-- Begin --

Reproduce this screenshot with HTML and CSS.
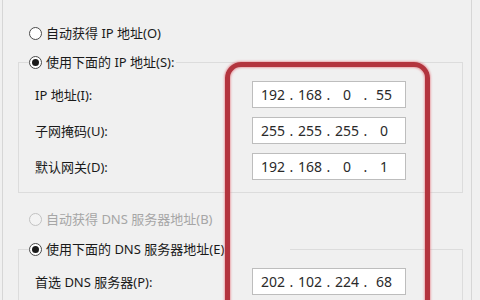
FILE: index.html
```html
<!DOCTYPE html>
<html lang="zh-CN">
<head>
<meta charset="UTF-8">
<title>Internet 协议版本 4 (TCP/IPv4) 属性</title>
<link rel="stylesheet" href="styles.css">
</head>
<body>

<div class="window">
    <div class="content">
        <label class="option"><span class="radio"></span>自动获得 IP 地址(O)</label>

        <fieldset class="group">
            <legend class="option"><span class="radio checked"></span>使用下面的 IP 地址(S):</legend>
            <div class="row">
                <span class="label">IP 地址(I):</span>
                <div class="ip"><span>192</span><i>.</i><span>168</span><i>.</i><span>0</span><i>.</i><span>55</span></div>
            </div>
            <div class="row">
                <span class="label">子网掩码(U):</span>
                <div class="ip"><span>255</span><i>.</i><span>255</span><i>.</i><span>255</span><i>.</i><span>0</span></div>
            </div>
            <div class="row">
                <span class="label">默认网关(D):</span>
                <div class="ip"><span>192</span><i>.</i><span>168</span><i>.</i><span>0</span><i>.</i><span>1</span></div>
            </div>
        </fieldset>

        <label class="option disabled"><span class="radio"></span>自动获得 DNS 服务器地址(B)</label>

        <fieldset class="group">
            <legend class="option wide"><span class="radio checked"></span>使用下面的 DNS 服务器地址(E):</legend>
            <div class="row">
                <span class="label">首选 DNS 服务器(P):</span>
                <div class="ip"><span>202</span><i>.</i><span>102</span><i>.</i><span>224</span><i>.</i><span>68</span></div>
            </div>
        </fieldset>
    </div>

    <!-- red annotation drawn over the address fields -->
    <div class="highlight"></div>
</div>

</body>
</html>
```

FILE: styles.css
```css
/* Page */
body {
    margin: 0;
    background: #f0f0f0;
    color: #1a1a1a;
    font-family: "Noto Sans", "Noto Sans CJK SC", sans-serif;
    font-size: 13px;
    overflow: hidden;
}
.window {
    position: relative;
    margin-left: 2px;
    width: 470px;
    height: 300px;
    box-sizing: border-box;
    overflow: hidden;
    border-left: 1px solid #d6d6d6;
    border-right: 1px solid #d6d6d6;
}
.content {
    padding: 25px 0 0 15px;
}

/* Radio options */
.option {
    display: flex;
    align-items: center;
    gap: 4px;
    height: 16px;
    line-height: 16px;
    padding-left: 11px;
    white-space: nowrap;
}
.radio {
    width: 13px;
    height: 13px;
    box-sizing: border-box;
    border: 1px solid #4a4a4a;
    border-radius: 50%;
    background: #fff;
    display: flex;
    align-items: center;
    justify-content: center;
}
.radio.checked::after {
    content: "";
    width: 7px;
    height: 7px;
    border-radius: 50%;
    background: #1a1a1a;
}
.disabled {
    color: #a6a6a6;
    margin-top: 18px;
}
.disabled .radio {
    border-color: #c2c2c2;
    background: #f3f3f3;
}

/* Group boxes */
.group {
    width: 445px;
    box-sizing: border-box;
    margin: 13px 0 0 0;
    padding: 11px 0 12px 10px;
    border: 1px solid #dcdcdc;
}
.group legend.option {
    padding: 0 2px 0 0;
}
.group legend.wide {
    width: 261px;
    box-sizing: border-box;
}
.disabled + .group {
    margin-top: 14px;
}

/* Label + address rows */
.row {
    display: flex;
    align-items: center;
    height: 27px;
    padding-left: 6px;
    margin-bottom: 9px;
}
.row:last-child {
    margin-bottom: 0;
}
.label {
    width: 217px;
    line-height: 16px;
    white-space: nowrap;
}
.ip {
    display: flex;
    align-items: center;
    width: 154px;
    height: 27px;
    box-sizing: border-box;
    padding-left: 5px;
    background: #fff;
    border: 1px solid #bdbdbd;
    font-size: 14px;
    color: #2a2a2a;
}
.ip span {
    width: 30px;
    text-align: center;
}
.ip i {
    width: 7px;
    font-style: normal;
    text-align: center;
}

/* Annotation */
.highlight {
    position: absolute;
    left: 222px;
    top: 62px;
    width: 205px;
    height: 260px;
    box-sizing: border-box;
    border: 5px solid #b3343e;
    border-radius: 16px;
    box-shadow: 0 0 2px 1px rgba(230, 120, 130, 0.6), inset 0 0 2px 1px rgba(230, 120, 130, 0.6);
}
```
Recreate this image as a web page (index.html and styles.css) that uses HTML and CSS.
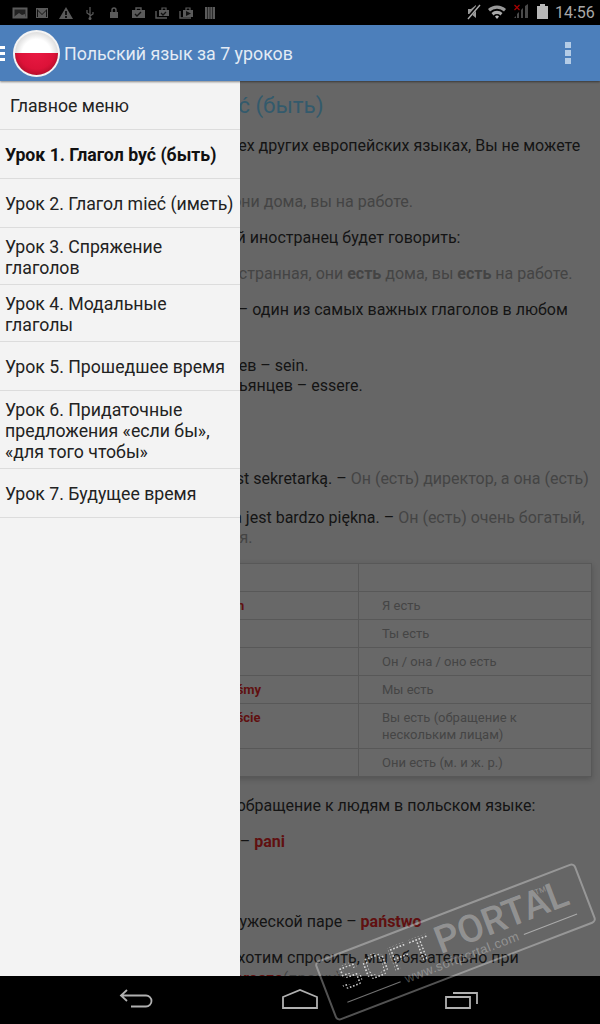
FILE: index.html
```html
<!DOCTYPE html>
<html lang="ru">
<head>
  <meta charset="UTF-8">
  <meta name="viewport" content="width=device-width, initial-scale=1.0">
  <title>Польский язык за 7 уроков</title>
  <link rel="stylesheet" href="styles.css">
</head>
<body>
  <div class="screen">
    <div class="status-bar">
      <svg class="status-left" width="225" height="25" viewBox="0 0 225 25">
        <!-- picture -->
        <rect x="13.5" y="8.5" width="13" height="9" fill="#222" stroke="#5a5a5a" stroke-width="2"/>
        <path d="M15 16l4-3 3 2 3-1v3h-10z" fill="#5a5a5a"/>
        <!-- mail -->
        <rect x="36" y="8" width="12" height="10" fill="#5a5a5a"/>
        <path d="M37 9l5 5 5-5v8h-1v-6l-4 4-4-4v6h-1z" fill="#111"/>
        <!-- warning -->
        <path d="M66 7l7 12h-14z" fill="#5a5a5a"/>
        <rect x="65" y="11" width="2" height="4" fill="#111"/>
        <rect x="65" y="16" width="2" height="2" fill="#111"/>
        <!-- usb -->
        <path d="M90 7v11M90 15l-3-2v-3M90 16l3-2v-2" fill="none" stroke="#5a5a5a" stroke-width="1.2"/>
        <circle cx="90" cy="18.5" r="1.5" fill="#5a5a5a"/>
        <!-- lock -->
        <rect x="110" y="12" width="8" height="6" fill="#5a5a5a"/>
        <path d="M112 12v-2a2 2 0 0 1 4 0v2" fill="none" stroke="#5a5a5a" stroke-width="1.4"/>
        <!-- bag with check -->
        <path d="M132 10h13v8h-13z" fill="#5a5a5a"/>
        <path d="M136 10V8h5v2" fill="none" stroke="#5a5a5a" stroke-width="1.4"/>
        <path d="M135 14l2 2 4-4" fill="none" stroke="#111" stroke-width="1.4"/>
        <!-- stacked bags -->
        <path d="M156 11v7h11" fill="none" stroke="#5a5a5a" stroke-width="1.4"/>
        <path d="M159 10h10v6h-10z" fill="#5a5a5a"/>
        <path d="M162 10V8h4v2" fill="none" stroke="#5a5a5a" stroke-width="1.2"/>
        <path d="M161 13l2 2 3-3" fill="none" stroke="#111" stroke-width="1.3"/>
        <!-- bags with play -->
        <path d="M180 11v7h11" fill="none" stroke="#5a5a5a" stroke-width="1.4"/>
        <path d="M183 10h10v7h-10z" fill="#5a5a5a"/>
        <path d="M186 10V8h4v2" fill="none" stroke="#5a5a5a" stroke-width="1.2"/>
        <path d="M186 11l5 2.5-5 2.5z" fill="#111"/>
        <!-- barcode -->
        <path d="M205 7h10v12h-10z" fill="#5a5a5a"/>
        <path d="M207.500 7v12M210 7v12M212.500 7v12" stroke="#2a2a2a"/>
      </svg>
      <div class="status-right">
        <svg width="90" height="25" viewBox="0 0 90 25">
          <!-- muted speaker -->
          <path d="M2 9h3l5-4v13l-5-4h-3z" fill="#999"/>
          <path d="M1 19L13 5" stroke="#000" stroke-width="3"/>
          <path d="M2 19L14 5" stroke="#aaa" stroke-width="1.4"/>
          <!-- wifi -->
          <path d="M22 9a13 13 0 0 1 18 0l-2 2.500a10 10 0 0 0-14 0z" fill="#999"/>
          <path d="M25.500 13a8 8 0 0 1 11 0l-2 2.500a5 5 0 0 0-7 0z" fill="#aaa"/>
          <path d="M29 16.500a3 3 0 0 1 4 0l-2 2.500z" fill="#bbb"/>
          <!-- signal -->
          <path d="M48 18l2-2v2zM51 18v-4l2-2v6zM55 18v-8l2-2v10z" fill="#4a4a4a"/>
          <path d="M59 18v-12l3-2v14z" fill="#4a4a4a"/>
          <path d="M48.500 5l5 5M53.500 5l-5 5" stroke="#a00" stroke-width="1.200"/>
          <!-- battery -->
          <path d="M71 6h3V4h5v2h3v13h-11z" fill="#b8b8b8"/>
        </svg>
        <span class="clock">14:56</span>
      </div>
    </div>

    <div class="app-bar">
      <div class="burger"><span></span><span></span><span></span></div>
      <svg class="flag" width="47" height="47" viewBox="0 0 47 47">
        <defs>
          <radialGradient id="flagWhite" cx="50%" cy="50%" r="55%">
            <stop offset="60%" stop-color="#fff"/>
            <stop offset="100%" stop-color="#d4d4d4"/>
          </radialGradient>
          <radialGradient id="flagRed" cx="50%" cy="45%" r="55%">
            <stop offset="0%" stop-color="#ea1a44"/>
            <stop offset="75%" stop-color="#dc1238"/>
            <stop offset="100%" stop-color="#b80e2c"/>
          </radialGradient>
          <clipPath id="flagLower"><rect x="0" y="23" width="47" height="24"/></clipPath>
        </defs>
        <circle cx="23.500" cy="23.500" r="23.500" fill="#f4f4f4"/>
        <circle cx="23.500" cy="23.500" r="21.500" fill="url(#flagWhite)"/>
        <circle cx="23.500" cy="23.500" r="21.500" fill="url(#flagRed)" clip-path="url(#flagLower)"/>
      </svg>
      <div class="app-title">Польский язык за 7 уроков</div>
      <div class="overflow"><span></span><span></span><span></span></div>
    </div>

    <div class="main">
      <div class="lesson">
        <h1>Урок 1. Глагол być (быть)</h1>
        <p class="in-5">Без глагола «быть», как и во всех других европейских языках, Вы не можете<br>обойтись.</p>
        <p class="note in-21">Я иностранец, она иностранная, они дома, вы на работе.</p>
        <p class="in17">Именно так примерно любой иностранец будет говорить:</p>
        <p class="note in-12">Я есть иностранец, она есть иностранная, они <b>есть</b> дома, вы <b>есть</b> на работе.</p>
        <p class="in13">Итак, наш глагол być «быть» – один из самых важных глаголов в любом<br>языке.</p>
        <p class="tight"><span class="in-7">У англичан – to be, а вот у немцев – sein.</span><span class="in30">И наконец, конечно, у итальянцев – essere.</span></p>
        <p class="pair in-8">On jest dyrektorem firmy, a ona jest sekretarką. – <span class="note">Он (есть) директор, а она (есть)</span><br><span class="note">секретарь.</span></p>
        <p class="last in-9">On jest bardzo bogaty, a jego żona jest bardzo piękna. – <span class="note">Он (есть) очень богатый,</span><span class="note in-10">а его жена (есть) очень красивая.</span></p>

        <table class="verbs">
          <tr><td></td><td></td></tr>
          <tr><td><b>Ja jestem</b></td><td>Я есть</td></tr>
          <tr><td><b>Ty jesteś</b></td><td>Ты есть</td></tr>
          <tr><td><b>On jest</b></td><td>Он / она / оно есть</td></tr>
          <tr><td><b>My jesteśmy</b></td><td>Мы есть</td></tr>
          <tr><td><b>Wy jesteście</b></td><td>Вы есть (обращение к<br>нескольким лицам)</td></tr>
          <tr><td><b>Oni są</b></td><td>Они есть (м. и ж. р.)</td></tr>
        </table>

        <p class="after-table in-4">Теперь рассмотрим вежливое обращение к людям в польском языке:</p>
        <p class="in-1">К госпоже, к женщине вообще – <b class="pl">pani</b></p>
        <p class="filler">К господину – pan</p>
        <p class="in19">Если обращение к этой супружеской паре – <b class="pl">państwo</b></p>
        <p class="in15">Кроме того, когда мы очень хотим спросить, мы обязательно при<br>употреблять вежливое слово <b class="pl">proszę</b><span class="note">(прошу)</span></p>
      </div>

      <nav class="drawer">
        <div class="drawer-item drawer-head">Главное меню</div>
        <div class="drawer-item current">Урок 1. Глагол być (быть)</div>
        <div class="drawer-item">Урок 2. Глагол mieć (иметь)</div>
        <div class="drawer-item multi">Урок 3. Спряжение глаголов</div>
        <div class="drawer-item multi">Урок 4. Модальные глаголы</div>
        <div class="drawer-item">Урок 5. Прошедшее время</div>
        <div class="drawer-item multi">Урок 6. Придаточные предложения «если бы», «для того чтобы»</div>
        <div class="drawer-item">Урок 7. Будущее время</div>
      </nav>
    </div>

    <div class="nav-bar">
      <svg width="40" height="24" viewBox="0 0 40 24">
        <path d="M9 2L3 7.500l6 5.500M3 7.500h25a5 5 0 0 1 0 11h-15" fill="none" stroke="#b0b0b0" stroke-width="1.800"/>
      </svg>
      <svg width="40" height="24" viewBox="0 0 40 24">
        <path d="M3 9L20 2l17 7v11H3z" fill="none" stroke="#b0b0b0" stroke-width="1.800"/>
      </svg>
      <svg width="40" height="24" viewBox="0 0 40 24">
        <path d="M4 9h24v11H4z" fill="none" stroke="#b0b0b0" stroke-width="1.800"/>
        <path d="M11 5h24v11" fill="none" stroke="#b0b0b0" stroke-width="1.800"/>
      </svg>
    </div>

    <div class="watermark">
      <div class="wm-logo">
        <span class="wm-soft">SOFT</span><span class="wm-portal">PORTAL</span><span class="wm-tm">TM</span>
      </div>
      <div class="wm-url">
        <span class="wm-rule"></span><span>www.softportal.com</span><span class="wm-rule"></span>
      </div>
    </div>
  </div>
</body>
</html>
```

FILE: styles.css
```css
html, body {
  margin: 0;
  padding: 0;
  background-color: #000;
}
.screen {
  width: 600px;
  height: 1024px;
  display: flex;
  flex-direction: column;
  position: relative;
  overflow: hidden;
  font-family: Roboto, "Noto Sans", sans-serif;
}
.status-bar {
  height: 25px;
  flex-shrink: 0;
  background-color: #000;
  display: flex;
  justify-content: space-between;
}
.status-right {
  display: flex;
  align-items: center;
  padding-right: 5px;
}
.status-right svg {
  margin-right: -1px;
}
.clock {
  font-size: 16px;
  color: #a8a8a8;
  width: 40px;
}
.app-bar {
  height: 56px;
  flex-shrink: 0;
  background-color: #4c7fbb;
  display: flex;
  align-items: center;
  position: relative;
  z-index: 3;
  box-shadow: 0 1px 2px rgba(0, 0, 0, 0.45);
}
.burger {
  width: 5px;
  display: flex;
  flex-direction: column;
  gap: 3px;
  margin-right: 8px;
}
.burger span {
  height: 3px;
  background-color: #fff;
}
.flag {
  flex-shrink: 0;
}
.app-title {
  font-size: 17.800px;
  color: #e3ebf5;
  margin-left: 4px;
  flex: 1;
}
.overflow {
  width: 6px;
  display: flex;
  flex-direction: column;
  gap: 2px;
  margin-right: 29px;
}
.overflow span {
  height: 6px;
  background-color: #b4cce6;
}
.main {
  flex: 1;
  position: relative;
  overflow: hidden;
  background-color: #666;
}
.lesson {
  padding: 0 8px;
  font-size: 16px;
  line-height: 20.500px;
  color: #141414;
  white-space: nowrap;
}
.lesson h1 {
  margin: 0;
  padding: 13px 0 19.500px 52px;
  font-size: 22.400px;
  line-height: 22px;
  font-weight: 400;
  color: #335a6c;
}
.lesson p {
  margin: 0 0 15.500px;
}
.note {
  color: #444;
}
/* the lines run on under the drawer, these line their ends up */
.in-21 { text-indent: -21px; }
.in-12 { text-indent: -12px; }
.in-10 { text-indent: -10px; }
.in-9 { text-indent: -9px; }
.in-8 { text-indent: -8px; }
.in-7 { text-indent: -7px; }
.in-5 { text-indent: -5px; }
.in-4 { text-indent: -4px; }
.in-1 { text-indent: -1px; }
.in13 { text-indent: 13px; }
.in15 { text-indent: 15px; }
.in17 { text-indent: 17px; }
.in19 { text-indent: 19px; }
.in30 { text-indent: 30px; }
.lesson .tight {
  margin-top: -0.500px;
  margin-bottom: 73.500px;
  line-height: 19.500px;
}
.tight span, .last span.in-10 {
  display: block;
}
.lesson .pair {
  margin-bottom: 0;
  line-height: 19.500px;
}
.lesson .last {
  margin-bottom: 14.500px;
}
.lesson .filler {
  margin-bottom: 23.500px;
}
.pl {
  color: #601010;
}
.verbs {
  width: 584px;
  border-collapse: collapse;
  font-size: 13px;
  line-height: 17px;
  color: #454545;
  background-color: #686868;
  box-shadow: 0 2px 6px rgba(0, 0, 0, 0.2);
}
.verbs td {
  border: 1px solid #585858;
  padding: 5px 0 5px 23px;
  vertical-align: top;
  height: 17px;
}
.verbs td:first-child {
  width: 171px;
  padding-left: 178px;
}
.verbs b {
  color: #601010;
}
.lesson .after-table {
  margin-top: 19px;
}
.drawer {
  position: absolute;
  left: 0;
  top: 0;
  bottom: 0;
  width: 240px;
  background-color: #f3f3f3;
  z-index: 2;
}
.drawer-item {
  box-sizing: border-box;
  min-height: 49px;
  display: flex;
  align-items: center;
  padding: 8px 5px 6px;
  font-size: 17.700px;
  line-height: 21px;
  color: #222;
  border-bottom: 1px solid #dcdcdc;
}
.multi {
  padding: 9px 5px 5px;
}
.drawer-head {
  padding-left: 10px;
}
.current {
  font-weight: bold;
  color: #111;
}
.nav-bar {
  height: 48px;
  flex-shrink: 0;
  background-color: #000;
  display: flex;
  justify-content: center;
  align-items: center;
  gap: 122px;
  position: relative;
  z-index: 3;
}
/* softportal stamp lies over everything */
.watermark {
  position: absolute;
  left: 316px;
  top: 910px;
  width: 279px;
  height: 64px;
  box-sizing: border-box;
  border: 2.500px solid rgba(255, 255, 255, 0.32);
  border-radius: 5px;
  transform: rotate(-21deg);
  z-index: 5;
  display: flex;
  flex-direction: column;
  padding: 8px 14px 0 15px;
  color: rgba(255, 255, 255, 0.3);
  font-family: "Liberation Sans", Arial, sans-serif;
}
.wm-logo {
  display: flex;
  align-items: baseline;
  height: 30px;
  line-height: 30px;
}
.wm-soft {
  font-size: 36px;
  font-weight: bold;
  letter-spacing: 1px;
  color: transparent;
  background-image: radial-gradient(circle, #fff 1.100px, transparent 1.300px);
  background-size: 3.400px 3.400px;
  -webkit-background-clip: text;
  background-clip: text;
  opacity: 0.7;
}
.wm-portal {
  font-family: Roboto, sans-serif;
  font-size: 38px;
  font-weight: 500;
  margin-left: 4px;
}
.wm-tm {
  font-size: 8px;
  align-self: flex-start;
  line-height: 10px;
  margin-left: -30px;
}
.wm-url {
  display: flex;
  align-items: center;
  gap: 5px;
  font-size: 13px;
  letter-spacing: 0.5px;
  line-height: 14px;
  margin-top: 2px;
}
.wm-rule {
  flex: 1;
  height: 1px;
  background-color: rgba(255, 255, 255, 0.45);
}
```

-- End --

What to work on.
Search the records for the string "with" and return every line in which it occurs.

Response.
Reproduce this screenshot with HTML and CSS.
        <!-- bag with check -->
        <!-- bags with play -->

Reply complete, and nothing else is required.